Alas, it exemplifies the issues—particularly prevalent in Books For Young People but present across target market and genre—with assuming that Important Books are inherently Good Books. The thing is, Adeyemi's afterword, where she relates the events of the novel to real world murders of Black youth, was 1000x more powerful and better written than anything in the novel itself. Just because the book hints at some important social commentary, and just because Black authors are horrendously underrepresented in publishing, doesn't mean that we shouldn't engage with Own Voices books as critically as we would engage with any other books. A number of Nigerian readers have pointed out problems with the book's grasp of Yoruba cosmology and Nigerian geography, so I will take their word on it and not go there myself. Instead I'll just point out that it has the same conceptual thematic problem that X-Men and Legend of Korra have (I did see that one), which is that if you're using oppressed magical people as a one-to-one allegory for real-world racism, it's going to fall apart because Black people can't actually turn themselves into living fireballs or shoot lasers from their eyes, and there would likely be a lot less racism and oppression if they could.
That said, I am not the target audience, and were I 13, I would have absolutely loved this. The problems I had are the same problems I have with nearly every YA book I read.
Currently reading: Out of the Ruins, edited by Preston Grassman. What a generic title. I have to keep on going back to an earlier post I made about it on FB to remember what the book is called. That said, I'm enjoying the hell out of it. It's a collection of post-apocalyptic stories by some of my favourite authors, but with a twist: all of them share themes of survival and rebuilding rather than despair. Like any short story collection, there's certain unevenness of quality, but it's mostly very excellent and a cathartic read, given *gestures vaguely to the ongoing apocalypse around us*
Alas, it exemplifies the issues—particularly prevalent in Books For Young People but present across target market and genre—with assuming that Important Books are inherently Good Books. The thing is, Adeyemi's afterword, where she relates the events of the novel to real world murders of Black youth, was 1000x more powerful and better written than anything in the novel itself.

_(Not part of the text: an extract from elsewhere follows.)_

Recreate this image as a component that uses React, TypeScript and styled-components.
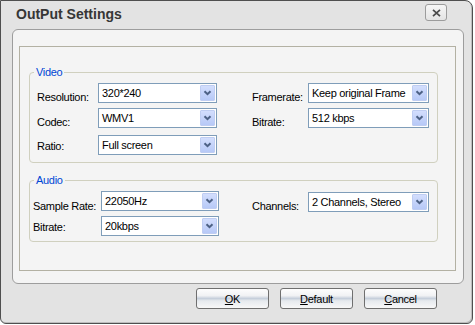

Just because the book hints at some important social commentary, and just because Black authors are horrendously underrepresented in publishing, doesn't mean that we shouldn't engage with Own Voices books as critically as we would engage with any other books. A number of Nigerian readers have pointed out problems with the book's grasp of Yoruba cosmology and Nigerian geography, so I will take their word on it and not go there myself. Instead I'll just point out that it has the same conceptual thematic problem that X-Men and Legend of Korra have (I did see that one), which is that if you're using oppressed magical people as a one-to-one allegory for real-world racism, it's going to fall apart because Black people can't actually turn themselves into living fireballs or shoot lasers from their eyes, and there would likely be a lot less racism and oppression if they could.
That said, I am not the target audience, and were I 13, I would have absolutely loved this. The problems I had are the same problems I have with nearly every YA book I read.
Currently reading: Out of the Ruins, edited by Preston Grassman. What a generic title. I have to keep on going back to an earlier post I made about it on FB to remember what the book is called. That said, I'm enjoying the hell out of it. It's a collection of post-apocalyptic stories by some of my favourite authors, but with a twist: all of them share themes of survival and rebuilding rather than despair. Like any short story collection, there's certain unevenness of quality, but it's mostly very excellent and a cathartic read, given *gestures vaguely to the ongoing apocalypse around us*
no subject
Date: 2021-10-06 12:02 pm (UTC)no subject
Date: 2021-10-06 08:19 pm (UTC)no subject
Date: 2021-10-06 06:49 pm (UTC)PS it would be nice to be able to shoot fireballs from my eyes.
no subject
Date: 2021-10-06 08:20 pm (UTC)no subject
Date: 2021-10-06 08:41 pm (UTC)Well, we would need the Required Secondary Power of having fireproof eyes, otherwise rates of blindness in Black people would be even higher, and it's hard (but not impossible!) to aim while blind.
But yeah, it would be really, really nice. makes a note to do some reesearch
no subject
Date: 2021-10-06 09:54 pm (UTC)no subject
Date: 2021-10-07 11:37 pm (UTC)Also, why do you seem to dislike ATLA? I haven't watched it yet but from what I've seen, I wish it existed when I was a kid.
no subject
Date: 2021-10-08 12:29 am (UTC)A few reasons. I work with teenagers, so it's important to know what they're reading, even if I don't personally like it. But also I generally read books that people recommend regardless of genre, and a lot of people recommended this one.
The other big reason is that in fantasy and sci-fi, the YA and adult markets overlap considerably. I can usually tell by a description if a realist novel is YA or adult, but fantasy in particular has much more blurry marketing categories.
I mean, I think a good book is a good book and I could name at least half a dozen YA books that I did like, but there are a few trends that seem to have become ubiquitous and that's usually what I'm talking about when I say that a book is very YA.
Also, why do you seem to dislike ATLA? I haven't watched it yet but from what I've seen, I wish it existed when I was a kid.
It's not so much that I dislike it as 90% of all cartoons hit my cringe reflexes really hard. I've only ever seen one episode. It seemed like a perfectly good children's show, but I'm not the audience for it.
But then everyone hyped it up, along with Korra. I ended up watching Korra—like the whole thing—because every time I disliked something about it, which was often, someone insisted that the payoff would be worth it. It was not. So at this point I haven't watched ATLA partially out of mistrust after having to watch a whole cartoon about how centrism is the answer, and partially because I like trolling people who keep hyping it.
I'm sure someone could do an interesting psychological analysis on my general aversion to children's/youth media and what it says about my own childhood experiences.